Instructions for the task: Exactly retype the lines from the top of the data through the line containing "string; span: number", leaving out every picture.

[Provided data start]

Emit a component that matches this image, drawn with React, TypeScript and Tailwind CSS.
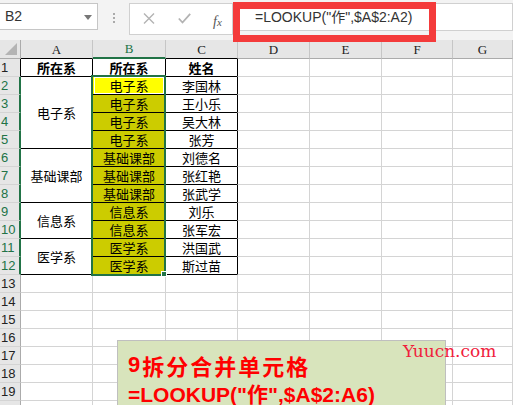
import React from "react";

type Row = { a?: { text: string; span: number }; aHeader?: string; b?: string; c?: string };

const data: Row[] = [
  { aHeader: "所在系", b: "所在系", c: "姓名" },
  { a: { text: "电子系", span: 4 }, b: "电子系", c: "李国林" },
  { b: "电子系", c: "王小乐" },
  { b: "电子系", c: "吴大林" },
  { b: "电子系", c: "张芳" },
  { a: { text: "基础课部", span: 3 }, b: "基础课部", c: "刘德名" },
  { b: "基础课部", c: "张红艳" },
  { b: "基础课部", c: "张武学" },
  { a: { text: "信息系", span: 2 }, b: "信息系", c: "刘乐" },
  { b: "信息系", c: "张军宏" },
  { a: { text: "医学系", span: 2 }, b: "医学系", c: "洪国武" },
  { b: "医学系", c: "斯过苗" },
];

const spanClass: Record<number, string> = {
  2: "row-span-2",
  3: "row-span-3",
  4: "row-span-4",
};

const cellBase = "flex items-center justify-center leading-none";
const tbl = "border-r border-b border-black";
const gl = "border-r border-b border-[#d4d4d4]";

export default function App() {
  const rows: React.ReactNode[] = [];
  for (let r = 1; r <= 20; r++) {
    const d = data[r - 1];
    const sel = r >= 2 && r <= 12;
    rows.push(
      <div
        key={`h${r}`}
        className={`flex items-center bg-[#e6e6e6] pl-[1px] text-[13px] leading-none border-b border-[#d4d4d4] ${
          sel ? "border-r-2 border-r-[#217346] text-[#217346]" : r === 1 ? "border-r border-r-black text-[#222]" : "border-r border-r-[#ababab] text-[#222]"
        }`}
        style={{ fontFamily: '"Liberation Sans", sans-serif' }}
      >
        {r < 20 ? r : ""}
      </div>
    );
    if (d) {
      if (d.aHeader) {
        rows.push(
          <div key={`a${r}`} className={`${cellBase} ${tbl} font-bold`}>
            {d.aHeader}
          </div>
        );
      } else if (d.a) {
        rows.push(
          <div key={`a${r}`} className={`${cellBase} ${tbl} ${spanClass[d.a.span]}`}>
            {d.a.text}
          </div>
        );
      }
      const bBg = r === 2 ? "bg-[#ffff00]" : r === 1 ? "bg-white font-bold" : "bg-[#cccc00]";
      rows.push(
        <div key={`b${r}`} className={`${cellBase} ${tbl} ${bBg}`}>
          {d.b}
        </div>
      );
      rows.push(
        <div key={`c${r}`} className={`${cellBase} ${tbl} ${r === 1 ? "font-bold" : ""}`}>
          {d.c}
        </div>
      );
    } else {
      rows.push(<div key={`a${r}`} className={gl} />);
      rows.push(<div key={`b${r}`} className={gl} />);
      rows.push(<div key={`c${r}`} className={gl} />);
    }
    rows.push(<div key={`d${r}`} className={`${gl} ${r <= 12 ? "border-l border-l-black -ml-px" : ""}`} />);
    rows.push(<div key={`e${r}`} className={gl} />);
    rows.push(<div key={`f${r}`} className={gl} />);
    rows.push(<div key={`g${r}`} className={gl} />);
  }

  const colHdr = "flex items-center justify-center text-[13px] leading-none border-r border-[#c6c6c6] bg-[#e6e6e6] text-[#222]";

  return (
    <div
      className="relative h-[405px] w-[513px] overflow-hidden bg-white text-[13px] text-black"
      style={{ fontFamily: '"Noto Sans CJK SC", "Liberation Sans", sans-serif' }}
    >
      {/* formula toolbar */}
      <div className="flex h-[40px] items-start bg-[#f3f3f3] pt-[3px]">
        <div
          className="relative flex h-[27px] w-[98px] items-center border border-l-0 border-[#c6c6c6] bg-white pl-[5px] text-[14px] text-[#333]"
          style={{ fontFamily: '"Liberation Sans", sans-serif' }}
        >
          B2
          <svg className="absolute right-[5px] top-[11px]" width="8" height="5" viewBox="0 0 8 5">
            <path d="M0 0 L8 0 L4 5 Z" fill="#777" />
          </svg>
        </div>
        <div className="flex h-[30px] w-[31px] flex-col items-center justify-center gap-[2px]">
          <div className="h-[2px] w-[2px] bg-[#aaa]" />
          <div className="h-[2px] w-[2px] bg-[#aaa]" />
          <div className="h-[2px] w-[2px] bg-[#aaa]" />
        </div>
        <div className="flex h-[32px] w-[104px] items-start border border-[#d0d0d0] bg-white pt-[9px]">
          <svg className="ml-[13px]" width="12" height="11" viewBox="0 0 12 11">
            <path d="M1 0.5 L11 10.5 M11 0.5 L1 10.5" stroke="#b3b3b3" strokeWidth="1.4" />
          </svg>
          <svg className="ml-[23px]" width="13" height="11" viewBox="0 0 13 11">
            <path d="M0.8 5.5 L4.5 9.5 L12.2 0.8" stroke="#b3b3b3" strokeWidth="1.8" fill="none" />
          </svg>
          <span
            className="ml-[22px] -mt-[2px] text-[14px] italic text-[#555]"
            style={{ fontFamily: '"Liberation Serif", serif' }}
          >
            f<span className="text-[11px]">x</span>
          </span>
        </div>
        <div
          className="flex h-[28px] flex-1 items-center border border-[#d0d0d0] bg-white pl-[21px] text-[14px] text-[#333]"
          style={{ fontFamily: '"Liberation Sans", "Noto Sans CJK SC", sans-serif' }}
        >
          =LOOKUP("作",$A$2:A2)
        </div>
      </div>

      {/* sheet */}
      <div className="relative">
        <div className="grid grid-cols-[21px_72px_73px_72px_72px_72px_71px_1fr] grid-rows-[19px_repeat(20,18px)]">
          <div className="relative border-r border-b border-[#ababab] bg-[#e6e6e6]">
            <svg className="absolute bottom-[3px] right-[3px]" width="12" height="12" viewBox="0 0 12 12">
              <path d="M12 0 L12 12 L0 12 Z" fill="#b4b4b4" />
            </svg>
          </div>
          {["A", "B", "C", "D", "E", "F", "G"].map((c) => (
            <div
              key={c}
              className={`${colHdr} ${
                c === "B"
                  ? "bg-[#d2d2d2] text-[#217346] border-b-2 border-b-[#217346]"
                  : c === "A" || c === "C"
                  ? "border-b border-b-black"
                  : "border-b border-b-[#ababab]"
              }`}
              style={{ fontFamily: '"Liberation Serif", serif' }}
            >
              {c}
            </div>
          ))}
          {rows}
        </div>

        {/* selection */}
        <div className="pointer-events-none absolute left-[91px] top-[35px] h-[201px] w-[75px] border-2 border-[#217346]" />
        <div className="pointer-events-none absolute left-[94px] top-[37px] h-[17px] w-[70px] border border-white" />
        <div className="absolute left-[161px] top-[231px] h-[6px] w-[6px] border border-white bg-[#217346]" />
      </div>

      {/* red highlight box */}
      <div className="pointer-events-none absolute left-[233px] top-[2px] h-[40px] w-[203px] border-[7px] border-[#f43b3b]" />

      {/* note box */}
      <div className="absolute left-[117px] top-[340px] h-[80px] w-[329px] border border-[#bfbfbf] bg-[#d8e4bc] pl-[10px] pt-[12px] font-bold text-[#ff0000]">
        <div className="flex h-[24px] items-center text-[22px] leading-none tracking-[2px]">
          <span style={{ fontFamily: '"Liberation Sans", sans-serif' }}>9</span>拆分合并单元格
        </div>
        <div
          className="mt-[5px] flex h-[24px] items-center text-[21px] leading-none"
          style={{ fontFamily: '"Liberation Sans", "Noto Sans CJK SC", sans-serif' }}
        >
          =LOOKUP("作",$A$2:A6)
        </div>
      </div>

      {/* watermark */}
      <div
        className="absolute left-[403px] top-[343px] text-[17px] leading-none text-[#f0203c]"
        style={{ fontFamily: '"DejaVu Serif", serif' }}
      >
        Yuucn.com
      </div>
    </div>
  );
}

[Provided data end]

Response:
Emit a component that matches this image, drawn with React, TypeScript and Tailwind CSS.
import React from "react";

type Row = { a?: { text: string; span: number }; aHeader?: string; b?: string; c?: string };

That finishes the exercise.